## RECORDS TO PROCESS
____
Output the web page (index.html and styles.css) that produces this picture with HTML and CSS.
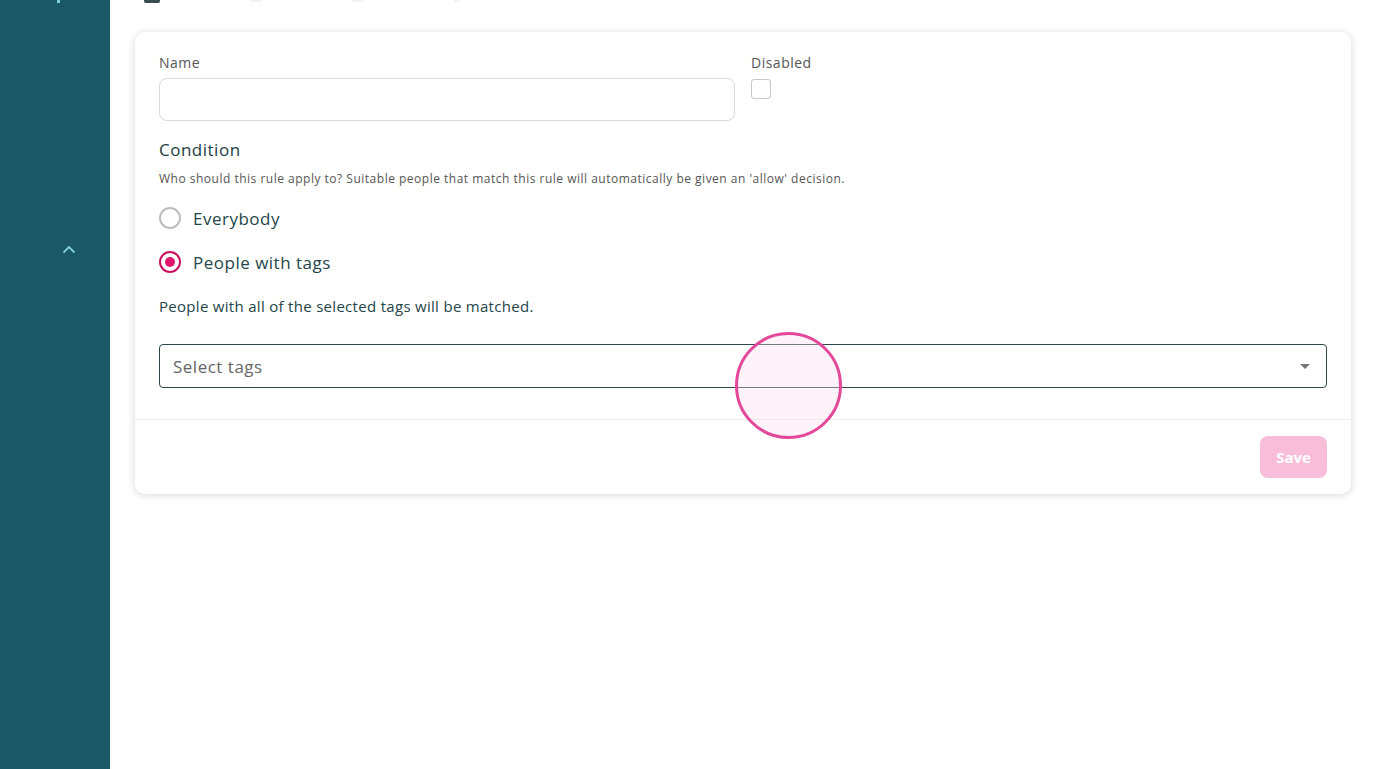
____
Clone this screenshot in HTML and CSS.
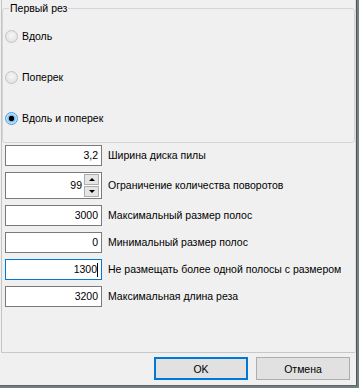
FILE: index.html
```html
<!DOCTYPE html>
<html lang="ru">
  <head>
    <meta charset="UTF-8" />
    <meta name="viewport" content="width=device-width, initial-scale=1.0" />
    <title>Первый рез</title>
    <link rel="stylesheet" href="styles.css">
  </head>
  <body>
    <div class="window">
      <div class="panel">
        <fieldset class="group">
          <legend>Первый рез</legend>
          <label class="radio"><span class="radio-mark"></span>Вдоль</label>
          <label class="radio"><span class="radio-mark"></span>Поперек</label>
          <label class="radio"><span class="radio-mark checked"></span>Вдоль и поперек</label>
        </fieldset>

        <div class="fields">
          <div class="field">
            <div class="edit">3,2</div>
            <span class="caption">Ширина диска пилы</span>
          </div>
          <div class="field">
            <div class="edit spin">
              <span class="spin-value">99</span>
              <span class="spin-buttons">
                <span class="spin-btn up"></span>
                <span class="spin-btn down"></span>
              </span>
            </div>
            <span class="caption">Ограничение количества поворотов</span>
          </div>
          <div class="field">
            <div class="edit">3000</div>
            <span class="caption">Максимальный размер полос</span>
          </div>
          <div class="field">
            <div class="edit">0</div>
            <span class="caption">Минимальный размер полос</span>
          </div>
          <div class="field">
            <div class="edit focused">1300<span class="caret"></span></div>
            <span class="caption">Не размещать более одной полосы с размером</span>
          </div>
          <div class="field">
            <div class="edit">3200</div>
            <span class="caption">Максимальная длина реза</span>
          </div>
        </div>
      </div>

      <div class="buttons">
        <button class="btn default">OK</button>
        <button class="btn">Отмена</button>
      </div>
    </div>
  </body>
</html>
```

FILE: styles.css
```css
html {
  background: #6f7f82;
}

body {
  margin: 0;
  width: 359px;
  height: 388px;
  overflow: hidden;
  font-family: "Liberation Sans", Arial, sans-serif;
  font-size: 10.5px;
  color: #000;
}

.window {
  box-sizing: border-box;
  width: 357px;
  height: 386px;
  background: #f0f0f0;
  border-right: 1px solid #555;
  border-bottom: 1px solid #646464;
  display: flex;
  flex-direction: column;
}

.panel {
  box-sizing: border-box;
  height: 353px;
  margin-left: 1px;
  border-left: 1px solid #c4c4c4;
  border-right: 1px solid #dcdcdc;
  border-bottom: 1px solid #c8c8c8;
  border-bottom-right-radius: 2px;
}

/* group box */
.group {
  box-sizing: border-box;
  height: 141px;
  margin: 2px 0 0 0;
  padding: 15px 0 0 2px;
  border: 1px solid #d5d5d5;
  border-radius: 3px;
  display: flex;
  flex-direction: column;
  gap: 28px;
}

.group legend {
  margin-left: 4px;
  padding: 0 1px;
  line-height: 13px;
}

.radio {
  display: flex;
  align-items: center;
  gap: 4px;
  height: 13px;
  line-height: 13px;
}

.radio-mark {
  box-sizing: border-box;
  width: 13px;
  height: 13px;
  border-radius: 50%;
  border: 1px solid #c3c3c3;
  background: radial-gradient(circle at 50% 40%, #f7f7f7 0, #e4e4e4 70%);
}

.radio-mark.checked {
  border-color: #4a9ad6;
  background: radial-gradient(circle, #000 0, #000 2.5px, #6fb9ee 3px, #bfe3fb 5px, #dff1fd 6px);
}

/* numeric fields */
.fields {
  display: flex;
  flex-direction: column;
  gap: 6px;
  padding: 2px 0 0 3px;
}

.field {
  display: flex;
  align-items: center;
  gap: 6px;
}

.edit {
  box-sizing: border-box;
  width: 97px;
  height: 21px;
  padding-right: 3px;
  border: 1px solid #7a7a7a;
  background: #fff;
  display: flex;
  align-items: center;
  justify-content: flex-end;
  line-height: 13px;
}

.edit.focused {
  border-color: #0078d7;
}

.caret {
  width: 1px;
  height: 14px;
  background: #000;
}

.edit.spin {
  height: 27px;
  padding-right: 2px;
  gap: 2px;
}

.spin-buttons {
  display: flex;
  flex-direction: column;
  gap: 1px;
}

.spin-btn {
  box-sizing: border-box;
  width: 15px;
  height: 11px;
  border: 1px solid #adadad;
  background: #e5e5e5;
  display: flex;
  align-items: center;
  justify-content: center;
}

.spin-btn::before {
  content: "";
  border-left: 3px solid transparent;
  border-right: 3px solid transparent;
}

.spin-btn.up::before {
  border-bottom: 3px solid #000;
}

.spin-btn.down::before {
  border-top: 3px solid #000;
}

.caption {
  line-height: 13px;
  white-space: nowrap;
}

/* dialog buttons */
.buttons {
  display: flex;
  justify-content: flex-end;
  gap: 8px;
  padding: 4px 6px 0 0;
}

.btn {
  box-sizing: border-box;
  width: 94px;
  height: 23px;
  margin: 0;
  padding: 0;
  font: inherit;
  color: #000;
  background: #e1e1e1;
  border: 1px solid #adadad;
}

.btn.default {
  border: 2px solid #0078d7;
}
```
____
## TO BE DONE
Collect each line holding the string "index".

## CORRECT ANSWER
Output the web page (index.html and styles.css) that produces this picture with HTML and CSS.
FILE: index.html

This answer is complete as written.